[DATASET RECORDS start]

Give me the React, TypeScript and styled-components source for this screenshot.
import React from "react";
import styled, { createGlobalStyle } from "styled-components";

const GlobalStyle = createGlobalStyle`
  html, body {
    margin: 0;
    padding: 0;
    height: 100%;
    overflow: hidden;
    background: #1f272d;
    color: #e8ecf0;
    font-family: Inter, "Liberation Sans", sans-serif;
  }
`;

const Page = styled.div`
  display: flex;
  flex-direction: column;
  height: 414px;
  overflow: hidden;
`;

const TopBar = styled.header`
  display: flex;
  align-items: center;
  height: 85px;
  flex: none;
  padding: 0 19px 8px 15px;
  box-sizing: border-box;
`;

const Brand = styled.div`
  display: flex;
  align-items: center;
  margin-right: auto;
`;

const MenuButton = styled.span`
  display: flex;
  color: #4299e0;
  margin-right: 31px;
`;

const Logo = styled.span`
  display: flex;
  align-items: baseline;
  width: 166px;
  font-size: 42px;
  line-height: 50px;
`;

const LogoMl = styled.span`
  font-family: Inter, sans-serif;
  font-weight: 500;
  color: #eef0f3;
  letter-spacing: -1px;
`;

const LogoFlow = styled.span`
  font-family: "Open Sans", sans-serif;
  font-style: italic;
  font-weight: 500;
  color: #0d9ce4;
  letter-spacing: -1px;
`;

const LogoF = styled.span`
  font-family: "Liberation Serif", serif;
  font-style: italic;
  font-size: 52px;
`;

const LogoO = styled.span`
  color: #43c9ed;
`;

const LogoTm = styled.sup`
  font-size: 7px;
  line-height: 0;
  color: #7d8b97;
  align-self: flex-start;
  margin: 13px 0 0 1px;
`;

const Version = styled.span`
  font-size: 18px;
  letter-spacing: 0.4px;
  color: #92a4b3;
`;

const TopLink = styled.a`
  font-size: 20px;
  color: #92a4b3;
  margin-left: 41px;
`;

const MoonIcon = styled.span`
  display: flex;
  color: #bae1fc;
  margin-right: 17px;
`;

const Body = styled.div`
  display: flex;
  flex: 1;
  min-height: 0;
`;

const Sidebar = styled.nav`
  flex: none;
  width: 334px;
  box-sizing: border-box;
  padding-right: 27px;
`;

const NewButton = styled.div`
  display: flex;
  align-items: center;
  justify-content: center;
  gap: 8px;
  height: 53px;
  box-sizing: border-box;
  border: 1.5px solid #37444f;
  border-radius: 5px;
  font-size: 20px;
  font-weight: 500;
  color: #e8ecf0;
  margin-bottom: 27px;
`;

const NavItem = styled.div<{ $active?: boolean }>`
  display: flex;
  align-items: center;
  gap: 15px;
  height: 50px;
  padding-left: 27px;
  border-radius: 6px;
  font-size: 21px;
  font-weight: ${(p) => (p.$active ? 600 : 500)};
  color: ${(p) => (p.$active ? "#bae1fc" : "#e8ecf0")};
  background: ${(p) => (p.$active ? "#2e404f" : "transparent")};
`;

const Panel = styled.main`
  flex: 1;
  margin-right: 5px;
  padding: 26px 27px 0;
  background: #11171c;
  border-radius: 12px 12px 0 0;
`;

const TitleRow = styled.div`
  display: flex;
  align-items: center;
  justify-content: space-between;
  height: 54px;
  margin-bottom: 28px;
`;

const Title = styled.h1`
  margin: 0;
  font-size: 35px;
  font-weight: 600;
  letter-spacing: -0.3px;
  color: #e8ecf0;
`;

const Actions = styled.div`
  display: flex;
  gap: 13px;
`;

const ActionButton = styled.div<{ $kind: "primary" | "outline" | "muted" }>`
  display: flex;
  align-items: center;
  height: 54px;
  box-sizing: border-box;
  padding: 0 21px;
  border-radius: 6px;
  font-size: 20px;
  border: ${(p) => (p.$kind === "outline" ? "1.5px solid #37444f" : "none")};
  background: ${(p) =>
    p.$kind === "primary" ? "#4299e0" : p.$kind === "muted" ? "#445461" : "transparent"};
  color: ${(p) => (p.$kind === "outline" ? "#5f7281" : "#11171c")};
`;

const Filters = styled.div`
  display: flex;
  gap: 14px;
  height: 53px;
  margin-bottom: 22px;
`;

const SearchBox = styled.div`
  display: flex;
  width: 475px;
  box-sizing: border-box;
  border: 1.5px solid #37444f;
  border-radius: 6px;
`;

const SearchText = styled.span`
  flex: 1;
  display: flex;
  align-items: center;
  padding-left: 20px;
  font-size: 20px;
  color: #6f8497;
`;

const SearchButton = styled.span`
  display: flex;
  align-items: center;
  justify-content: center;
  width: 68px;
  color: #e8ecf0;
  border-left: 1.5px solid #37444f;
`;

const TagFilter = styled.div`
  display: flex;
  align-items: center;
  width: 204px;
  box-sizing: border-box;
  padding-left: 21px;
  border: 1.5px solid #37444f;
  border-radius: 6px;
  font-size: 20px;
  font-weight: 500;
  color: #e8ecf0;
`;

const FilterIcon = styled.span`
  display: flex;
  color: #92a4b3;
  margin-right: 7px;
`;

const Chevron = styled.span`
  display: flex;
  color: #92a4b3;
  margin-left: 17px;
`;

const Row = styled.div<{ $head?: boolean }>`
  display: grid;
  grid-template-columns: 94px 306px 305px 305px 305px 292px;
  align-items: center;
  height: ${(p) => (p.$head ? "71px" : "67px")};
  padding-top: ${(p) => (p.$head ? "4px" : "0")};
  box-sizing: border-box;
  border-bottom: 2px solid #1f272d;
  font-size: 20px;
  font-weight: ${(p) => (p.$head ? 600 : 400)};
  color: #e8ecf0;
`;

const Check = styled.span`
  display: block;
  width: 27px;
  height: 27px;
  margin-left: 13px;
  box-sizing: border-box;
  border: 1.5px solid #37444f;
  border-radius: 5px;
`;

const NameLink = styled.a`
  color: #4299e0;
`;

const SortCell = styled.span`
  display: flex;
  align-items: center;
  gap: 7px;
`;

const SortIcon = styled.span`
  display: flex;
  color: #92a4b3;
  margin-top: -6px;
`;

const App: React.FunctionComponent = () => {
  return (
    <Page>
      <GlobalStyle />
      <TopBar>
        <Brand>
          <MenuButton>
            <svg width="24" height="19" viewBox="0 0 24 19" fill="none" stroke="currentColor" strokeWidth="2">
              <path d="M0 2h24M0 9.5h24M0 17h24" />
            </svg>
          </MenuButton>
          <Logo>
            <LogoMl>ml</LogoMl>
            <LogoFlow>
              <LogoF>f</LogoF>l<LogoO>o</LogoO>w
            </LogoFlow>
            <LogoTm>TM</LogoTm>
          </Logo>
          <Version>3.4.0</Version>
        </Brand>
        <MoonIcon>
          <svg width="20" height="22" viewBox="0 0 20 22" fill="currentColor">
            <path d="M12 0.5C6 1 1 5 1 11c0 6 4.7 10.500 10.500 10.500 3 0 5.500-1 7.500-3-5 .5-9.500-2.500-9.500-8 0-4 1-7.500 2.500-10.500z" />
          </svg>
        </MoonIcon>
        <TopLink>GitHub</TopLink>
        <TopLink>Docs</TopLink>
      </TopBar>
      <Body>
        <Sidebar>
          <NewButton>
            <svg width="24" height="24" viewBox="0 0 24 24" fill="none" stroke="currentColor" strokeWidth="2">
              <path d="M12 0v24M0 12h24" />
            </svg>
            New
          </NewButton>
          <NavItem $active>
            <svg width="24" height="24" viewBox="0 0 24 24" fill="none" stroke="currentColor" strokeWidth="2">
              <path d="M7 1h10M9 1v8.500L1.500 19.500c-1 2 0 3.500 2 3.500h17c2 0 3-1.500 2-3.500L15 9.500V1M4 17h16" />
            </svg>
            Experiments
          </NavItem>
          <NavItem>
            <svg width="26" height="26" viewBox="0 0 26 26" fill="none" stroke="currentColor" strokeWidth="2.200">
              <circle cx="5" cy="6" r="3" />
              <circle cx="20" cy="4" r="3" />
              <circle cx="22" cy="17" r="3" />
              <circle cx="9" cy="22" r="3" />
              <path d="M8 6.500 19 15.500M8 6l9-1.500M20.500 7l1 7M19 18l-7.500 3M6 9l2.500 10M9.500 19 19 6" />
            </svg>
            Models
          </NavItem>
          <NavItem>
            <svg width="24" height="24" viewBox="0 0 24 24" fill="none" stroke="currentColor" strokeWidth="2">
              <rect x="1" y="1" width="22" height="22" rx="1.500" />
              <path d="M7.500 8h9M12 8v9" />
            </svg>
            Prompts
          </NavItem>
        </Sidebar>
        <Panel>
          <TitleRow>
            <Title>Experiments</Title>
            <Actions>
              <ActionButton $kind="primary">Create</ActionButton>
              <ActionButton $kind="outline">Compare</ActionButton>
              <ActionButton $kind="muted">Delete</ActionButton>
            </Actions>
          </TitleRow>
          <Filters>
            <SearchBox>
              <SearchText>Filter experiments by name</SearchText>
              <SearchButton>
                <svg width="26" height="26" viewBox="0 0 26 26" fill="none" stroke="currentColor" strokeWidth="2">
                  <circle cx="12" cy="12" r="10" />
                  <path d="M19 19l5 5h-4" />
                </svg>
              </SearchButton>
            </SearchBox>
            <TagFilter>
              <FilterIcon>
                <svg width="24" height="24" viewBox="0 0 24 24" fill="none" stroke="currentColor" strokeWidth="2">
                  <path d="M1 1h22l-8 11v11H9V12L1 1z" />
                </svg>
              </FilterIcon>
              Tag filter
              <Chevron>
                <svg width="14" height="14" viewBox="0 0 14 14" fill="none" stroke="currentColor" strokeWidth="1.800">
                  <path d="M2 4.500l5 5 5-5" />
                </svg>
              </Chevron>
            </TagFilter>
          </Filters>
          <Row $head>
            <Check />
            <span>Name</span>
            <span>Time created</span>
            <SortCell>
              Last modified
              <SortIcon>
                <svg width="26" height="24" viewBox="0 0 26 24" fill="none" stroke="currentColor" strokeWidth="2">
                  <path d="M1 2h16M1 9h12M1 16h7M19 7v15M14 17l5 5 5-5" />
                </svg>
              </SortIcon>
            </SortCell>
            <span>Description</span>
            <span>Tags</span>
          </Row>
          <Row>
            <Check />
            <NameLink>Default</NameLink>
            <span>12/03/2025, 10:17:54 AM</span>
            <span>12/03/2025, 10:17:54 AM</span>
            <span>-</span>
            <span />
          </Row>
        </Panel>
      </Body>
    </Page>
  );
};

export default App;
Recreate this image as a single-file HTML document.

[DATASET RECORDS end]

WORK TO BE COMPLETED: Count every line above that holds the word "React", and state the number and nothing more.

EXPECTED ANSWER: 3